As every destination disappoints, Martha perpetually seeks the “ fabulous and ancient city” where those dreams of completeness will come true. That recurrent vision indicates that the Utopian and fantastic elements of Lessing’s work took root long before, with Shikasta in 1979, she entered the realm of science fiction proper.

However, The Golden Notebook (1962) remains for many readers the talismanic novel among the almost 30 she wrote. A divided self in a divided world, her heroine Anna progresses by way of love, madness, ideals and visions towards the unity of being that drives but eludes the classic Lessing protagonist. A dramatisation of interlinked Cold War crisis and individual breakdown, it wraps personal and political experience around each other to devastating effect.

Not all of her experiments carried her admirers with them. However, the intergalactic Sufi mysticism of the Canopus of Argus novels soon led back to The Good Terrorist, The Fifth Child and Ben, In the World – books in which her eye for the rifts and ruptures of contemporary family and political life feels as sharply focused as ever. For Lessing’s own galaxy of ideas came to function according to a cyclical rather than linear concept of time.

Forms, themes and modes of consciousness coexist. One does not supplant or override another.
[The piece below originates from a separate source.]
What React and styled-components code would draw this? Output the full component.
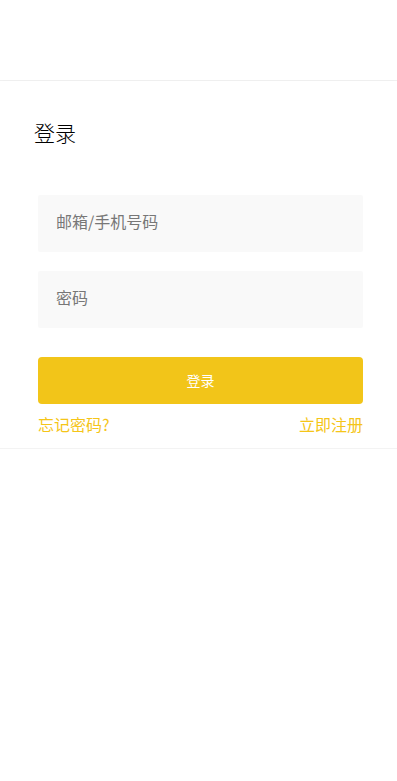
import React from 'react'
import styled, { createGlobalStyle } from 'styled-components'

const Global = createGlobalStyle`
  *, *::before, *::after {
    box-sizing: border-box;
  }
  body {
    margin: 0;
    background: #fff;
    font-family: "Noto Sans CJK SC", "Noto Sans", sans-serif;
  }
`

const Header = styled.div`
  height: 81px;
  border-bottom: 1px solid #f0f0f0;
`

const Panel = styled.div`
  padding: 37px 0 13px;
  box-shadow: 0 3px 4px rgba(0, 0, 0, 0.09);
  border-bottom: 1px solid #f3f3f3;
`

const Title = styled.h2`
  margin: 0 0 49px;
  padding: 0 34px;
  font-size: 21px;
  line-height: 28px;
  font-weight: 300;
  color: #000;
`

const Form = styled.form`
  display: flex;
  flex-direction: column;
  padding: 0 34px 0 38px;
`

const Field = styled.input`
  height: 57px;
  margin-bottom: ${props => props.gap}px;
  border: none;
  outline: none;
  border-radius: 2px;
  background: #f9f9f9;
  padding: 0 18px 5px;
  font-family: inherit;
  font-size: 16px;
  color: #333;
  &::placeholder {
    color: #777;
  }
`

const Submit = styled.button`
  height: 47px;
  border: none;
  border-radius: 4px;
  background: #f2c519;
  color: #fff;
  font-family: inherit;
  font-size: 14px;
  padding-bottom: 2px;
  cursor: pointer;
`

const Links = styled.div`
  display: flex;
  justify-content: space-between;
  margin-top: 9px;
`

const Link = styled.a`
  font-size: 16px;
  line-height: 22px;
  color: #f5c518;
  text-decoration: none;
`

export default function App() {
  return (
    <>
      <Global />
      <Header />
      <Panel>
        <Title>登录</Title>
        <Form onSubmit={e => e.preventDefault()}>
          <Field placeholder="邮箱/手机号码" gap={19} />
          <Field type="password" placeholder="密码" gap={29} />
          <Submit type="submit">登录</Submit>
          <Links>
            <Link href="#">忘记密码?</Link>
            <Link href="#">立即注册</Link>
          </Links>
        </Form>
      </Panel>
    </>
  )
}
This approach marked a further departure from the waves of progressive thought – Marxist, feminist or therapeutic – which she and her characters had ridden, but dropped.

What persisted through the transitions? The story itself. Her Nobel lecture, as free of egoism as any laureate’s address, ends by invoking a poor African girl in an education-starved backwater. She finds fragments of Anna Karenina in a country shop. It inspires her. “We are a jaded lot, we in our threatened world. We are good for irony and even cynicism.” Even so, we may still have faith that “the storyteller is deep inside every one of us”. “It is the storyteller, the dream-maker, the myth-maker, that is our phoenix, that represents us at our best, and at our most creative.”

Doris Lessing, in flight for 94 story-fuelled years, never ceased to practise what she preached.